Case study

Learn how keeping a design history helped the DfE’s Becoming a Teacher team document the evolution of their services.

On the Becoming a teacher team, we’ve been using a design history to document the evolution of the Find postgraduate teacher training and Apply for teacher training services since they began in May 2018.

Our design history is a public record of our designs and it tells the story of what we’ve designed and why:

https://bat-design-history.netlify.app/

The value of documenting design

The design history looks forwards and backwards.

New posts show the team where the service is going. They highlight what will be researched or built next, and can draw attention to important design points.

Old posts tell us how we got here. With them we can:

  • discover what we did and why
  • re-evaluate decisions
  • see how a feature has changed
  • see how things tested in research
  • give context to new team members
  • see what didn’t work
  • see things we tried but didn’t build
  • see how things looked at significant milestones

By making the design history open we can share our designs and our reasoning behind them. Whether that’s with colleagues, other teams, the rest of government, or with service assessors. Make things open, it makes things better.

How our design history began

In 2018 we were struggling to document our designs.

We started by trying to upload screenshots to Confluence, but this was cumbersome. We tried versioning our prototypes, to keep old designs around on different URLs. But designs changed too frequently. The prototype could show us what, but not why. If designs were going to be documented it needed to be quick and easy or it would be seen as a chore.

We used the GOV.UK prototype kit to make the first design history and hosted it on Heroku. The kit made it easy to create pages, and we began by making posts for each feature, showing a list of screenshots alongside descriptions of what had changed and why.

With a page for each design we now had a public URL to share with the team, to put into Trello cards or pull requests. An example of an early post.

When it was clear these posts were useful we made creating them easier. We automated the process with scripts for taking screenshots, saving images to the right place, and generating a page with all the markup needed. Now we could focus on writing about the design rather than the task of recording it.

By using the GOV.UK design system for our posts we had an easy to use, readable and familiar platform for our design history. It felt right from the start.

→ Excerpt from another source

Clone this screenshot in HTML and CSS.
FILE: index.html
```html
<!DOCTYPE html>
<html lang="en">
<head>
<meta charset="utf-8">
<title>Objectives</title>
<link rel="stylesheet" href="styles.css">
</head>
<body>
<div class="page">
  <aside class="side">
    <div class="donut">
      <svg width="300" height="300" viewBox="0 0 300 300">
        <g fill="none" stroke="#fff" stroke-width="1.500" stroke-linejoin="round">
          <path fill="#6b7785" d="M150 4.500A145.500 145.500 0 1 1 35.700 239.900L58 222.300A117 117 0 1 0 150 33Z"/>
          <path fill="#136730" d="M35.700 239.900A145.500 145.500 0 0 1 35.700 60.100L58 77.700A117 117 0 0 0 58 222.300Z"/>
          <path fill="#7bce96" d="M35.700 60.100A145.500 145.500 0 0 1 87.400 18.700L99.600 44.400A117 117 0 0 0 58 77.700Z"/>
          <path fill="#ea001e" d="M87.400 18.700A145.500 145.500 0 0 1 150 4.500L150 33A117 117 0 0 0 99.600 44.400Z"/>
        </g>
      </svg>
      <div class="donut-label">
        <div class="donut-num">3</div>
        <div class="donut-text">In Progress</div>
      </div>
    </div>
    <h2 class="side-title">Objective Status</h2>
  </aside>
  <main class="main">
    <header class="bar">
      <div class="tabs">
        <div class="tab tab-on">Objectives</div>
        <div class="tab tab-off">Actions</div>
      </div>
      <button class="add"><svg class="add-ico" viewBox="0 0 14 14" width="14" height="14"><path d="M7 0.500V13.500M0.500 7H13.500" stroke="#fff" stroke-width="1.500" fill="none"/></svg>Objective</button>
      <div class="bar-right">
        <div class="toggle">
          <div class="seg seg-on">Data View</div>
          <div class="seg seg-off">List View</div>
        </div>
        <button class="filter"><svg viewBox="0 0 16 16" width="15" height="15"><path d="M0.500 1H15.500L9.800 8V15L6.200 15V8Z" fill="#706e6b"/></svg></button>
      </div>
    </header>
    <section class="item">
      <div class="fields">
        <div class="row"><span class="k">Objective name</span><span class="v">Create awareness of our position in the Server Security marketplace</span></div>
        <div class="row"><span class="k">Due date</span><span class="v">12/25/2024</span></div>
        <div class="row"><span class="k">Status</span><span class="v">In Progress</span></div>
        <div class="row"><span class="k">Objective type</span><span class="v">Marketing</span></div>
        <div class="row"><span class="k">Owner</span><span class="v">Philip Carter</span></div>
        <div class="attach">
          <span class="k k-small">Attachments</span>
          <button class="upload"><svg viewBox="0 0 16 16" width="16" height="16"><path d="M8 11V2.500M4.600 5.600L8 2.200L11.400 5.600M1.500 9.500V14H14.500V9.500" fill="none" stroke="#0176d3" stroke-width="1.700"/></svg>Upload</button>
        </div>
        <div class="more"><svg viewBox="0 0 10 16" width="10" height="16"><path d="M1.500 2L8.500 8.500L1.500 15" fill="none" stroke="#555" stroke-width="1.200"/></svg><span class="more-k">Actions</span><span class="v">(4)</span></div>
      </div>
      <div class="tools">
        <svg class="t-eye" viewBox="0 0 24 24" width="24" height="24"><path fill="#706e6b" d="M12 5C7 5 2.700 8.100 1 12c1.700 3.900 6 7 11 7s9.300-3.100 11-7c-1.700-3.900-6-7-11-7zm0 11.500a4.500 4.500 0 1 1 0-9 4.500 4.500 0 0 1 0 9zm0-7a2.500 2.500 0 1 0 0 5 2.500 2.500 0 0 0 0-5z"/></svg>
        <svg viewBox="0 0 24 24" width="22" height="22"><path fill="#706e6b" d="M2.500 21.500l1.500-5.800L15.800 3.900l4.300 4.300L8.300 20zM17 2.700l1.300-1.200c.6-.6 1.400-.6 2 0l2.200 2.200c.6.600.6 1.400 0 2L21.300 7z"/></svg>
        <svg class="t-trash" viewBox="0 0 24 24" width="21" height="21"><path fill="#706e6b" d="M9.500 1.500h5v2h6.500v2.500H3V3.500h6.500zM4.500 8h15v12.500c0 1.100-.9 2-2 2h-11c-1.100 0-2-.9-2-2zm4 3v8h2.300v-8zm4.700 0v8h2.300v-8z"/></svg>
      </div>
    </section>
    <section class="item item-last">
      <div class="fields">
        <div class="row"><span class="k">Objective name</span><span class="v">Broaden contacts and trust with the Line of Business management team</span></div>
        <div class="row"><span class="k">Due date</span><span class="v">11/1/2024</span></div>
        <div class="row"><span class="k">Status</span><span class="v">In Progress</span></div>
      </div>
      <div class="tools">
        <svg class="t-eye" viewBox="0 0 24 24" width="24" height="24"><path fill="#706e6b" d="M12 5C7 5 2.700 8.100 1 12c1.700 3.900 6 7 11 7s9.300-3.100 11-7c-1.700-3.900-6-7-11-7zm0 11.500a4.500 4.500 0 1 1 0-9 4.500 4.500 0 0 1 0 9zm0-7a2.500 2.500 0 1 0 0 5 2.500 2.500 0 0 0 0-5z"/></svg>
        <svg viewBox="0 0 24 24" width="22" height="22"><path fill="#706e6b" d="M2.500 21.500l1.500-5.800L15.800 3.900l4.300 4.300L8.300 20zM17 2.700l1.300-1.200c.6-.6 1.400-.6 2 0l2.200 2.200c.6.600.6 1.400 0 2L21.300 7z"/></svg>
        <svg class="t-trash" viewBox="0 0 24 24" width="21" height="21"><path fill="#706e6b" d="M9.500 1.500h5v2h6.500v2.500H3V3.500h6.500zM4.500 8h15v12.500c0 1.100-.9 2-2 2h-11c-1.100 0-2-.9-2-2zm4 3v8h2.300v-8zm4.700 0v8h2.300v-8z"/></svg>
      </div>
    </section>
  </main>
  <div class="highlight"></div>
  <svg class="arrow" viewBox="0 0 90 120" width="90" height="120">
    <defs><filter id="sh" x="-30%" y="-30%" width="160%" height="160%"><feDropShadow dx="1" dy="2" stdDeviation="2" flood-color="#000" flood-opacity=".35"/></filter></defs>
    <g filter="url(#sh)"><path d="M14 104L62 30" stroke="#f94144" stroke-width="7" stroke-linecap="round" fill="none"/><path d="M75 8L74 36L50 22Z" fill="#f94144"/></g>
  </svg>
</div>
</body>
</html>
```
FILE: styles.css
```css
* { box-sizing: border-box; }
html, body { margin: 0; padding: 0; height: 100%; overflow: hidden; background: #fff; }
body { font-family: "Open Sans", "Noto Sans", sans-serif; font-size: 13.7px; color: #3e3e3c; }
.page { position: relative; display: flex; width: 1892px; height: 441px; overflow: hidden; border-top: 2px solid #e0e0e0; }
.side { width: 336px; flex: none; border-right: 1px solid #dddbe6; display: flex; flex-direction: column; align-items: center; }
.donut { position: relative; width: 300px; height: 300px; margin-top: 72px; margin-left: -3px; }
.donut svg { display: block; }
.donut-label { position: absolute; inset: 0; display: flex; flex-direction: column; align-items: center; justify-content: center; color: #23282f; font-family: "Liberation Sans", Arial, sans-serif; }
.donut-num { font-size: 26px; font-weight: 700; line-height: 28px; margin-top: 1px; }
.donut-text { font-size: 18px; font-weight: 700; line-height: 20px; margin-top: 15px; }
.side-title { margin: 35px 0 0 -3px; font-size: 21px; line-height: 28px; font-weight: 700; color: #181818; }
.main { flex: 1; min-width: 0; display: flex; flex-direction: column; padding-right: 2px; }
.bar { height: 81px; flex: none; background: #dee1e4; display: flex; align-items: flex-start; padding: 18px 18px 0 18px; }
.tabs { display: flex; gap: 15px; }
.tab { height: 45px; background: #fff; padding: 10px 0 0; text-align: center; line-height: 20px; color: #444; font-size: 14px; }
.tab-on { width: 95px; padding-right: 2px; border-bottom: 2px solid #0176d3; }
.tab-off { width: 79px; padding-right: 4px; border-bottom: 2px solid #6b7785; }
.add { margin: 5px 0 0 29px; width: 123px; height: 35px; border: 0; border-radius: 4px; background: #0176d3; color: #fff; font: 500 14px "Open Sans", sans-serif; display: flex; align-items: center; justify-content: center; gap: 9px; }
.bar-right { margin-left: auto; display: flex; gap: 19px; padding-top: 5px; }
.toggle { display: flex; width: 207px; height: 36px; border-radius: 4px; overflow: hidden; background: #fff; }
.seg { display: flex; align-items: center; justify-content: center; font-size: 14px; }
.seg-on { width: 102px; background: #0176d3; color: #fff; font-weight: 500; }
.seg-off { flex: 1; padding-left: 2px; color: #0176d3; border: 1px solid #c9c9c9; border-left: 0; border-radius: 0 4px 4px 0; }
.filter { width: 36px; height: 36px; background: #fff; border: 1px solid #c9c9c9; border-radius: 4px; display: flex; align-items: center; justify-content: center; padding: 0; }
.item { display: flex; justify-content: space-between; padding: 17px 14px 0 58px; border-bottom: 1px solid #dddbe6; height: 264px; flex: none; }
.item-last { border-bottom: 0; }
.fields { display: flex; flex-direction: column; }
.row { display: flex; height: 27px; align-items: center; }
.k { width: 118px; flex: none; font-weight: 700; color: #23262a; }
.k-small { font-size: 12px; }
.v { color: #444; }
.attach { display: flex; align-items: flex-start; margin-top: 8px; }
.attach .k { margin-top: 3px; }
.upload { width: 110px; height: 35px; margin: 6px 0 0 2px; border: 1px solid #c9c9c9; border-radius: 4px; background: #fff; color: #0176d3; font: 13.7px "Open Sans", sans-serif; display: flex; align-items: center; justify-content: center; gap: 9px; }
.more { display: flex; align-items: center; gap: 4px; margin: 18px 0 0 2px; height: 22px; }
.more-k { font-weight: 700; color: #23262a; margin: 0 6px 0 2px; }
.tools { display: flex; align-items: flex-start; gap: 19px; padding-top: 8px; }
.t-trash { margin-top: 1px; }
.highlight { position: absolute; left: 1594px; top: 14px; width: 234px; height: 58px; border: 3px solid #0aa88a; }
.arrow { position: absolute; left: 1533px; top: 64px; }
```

As we researched our designs we recorded findings alongside screenshots, we began to link to research playbacks and video clips on Lookback (a tool for remote user research) – creating a direct link between a design and the source of a new finding.

Over time we could begin to show the old and new designs, and callout specific changes. We were evidencing and recording our design decisions as we went, and the design history entries began to tell our story.

Recording milestones and more

As the history grew, we used it to record more – like snapshots of the service at important milestones, such as at the launch of a public beta or our first publishing tool.

When prototyping a complex feature its logic can become hidden in code or only visible for particular user journeys. Where these rules and scenarios emerged, the design history became the natural place to describe them, and this made it easier for developers to build those features.

For example, in Apply for teacher training we ask candidates for their nationality. Our design history post describes asking for multiple nationalities. It explains how candidates can record multiple nationalities, what happens when 2 or 3 are recorded, how the design works without JavaScript and how we made it accessible.

Occasionally we needed to print designs – to show in research, to put on the wall or for group sessions. A post typically shows screenshots for a complete feature or user journey, printing those screenshots would be ideal. So we added print styles, meaning that each post can be printed, one screenshot (and title) per page.

We documented the information we ask users for, the emails we send users and the processes our team followed.

Making contributions easier

When the design team grew, more people needed to contribute.

To make it easy for anyone to contribute we switched from the prototype kit to Eleventy. Eleventy is a static site generator used for blogs – not unlike a design history, while the prototype kit is for prototyping government services.

Eleventy gave our posts structure – a title, description and date. It also meant we switched our posts from HTML (which was difficult for some team members to write), to markdown, which everyone understood.

Now designers, developers, content designers and user researchers are all contributing to the design history.

With Eleventy we added new features to make the design history easier to use: pagination, sorting of posts by date or category, related links and importantly – given the new volume of posts – search.

As of July 2020, we’re documenting 5 products with over 200 posts.

What next

We want more teams to keep an open and public design history. When we’re designing something new, and we’re looking to see how other service teams have solved that problem, we want to read about their designs, to evaluate them and to build on them.

We’ve created GOV.UK Design History to enable this – a repository with all the features, scripts and guides for getting started.

We’ll continue to add the features we need – like ways of documenting user needs and design hypotheses, integration with other tools like Trello, and more – but we hope that by opening up this tool to share with other teams, we’ll see new developments and ideas from outside our team.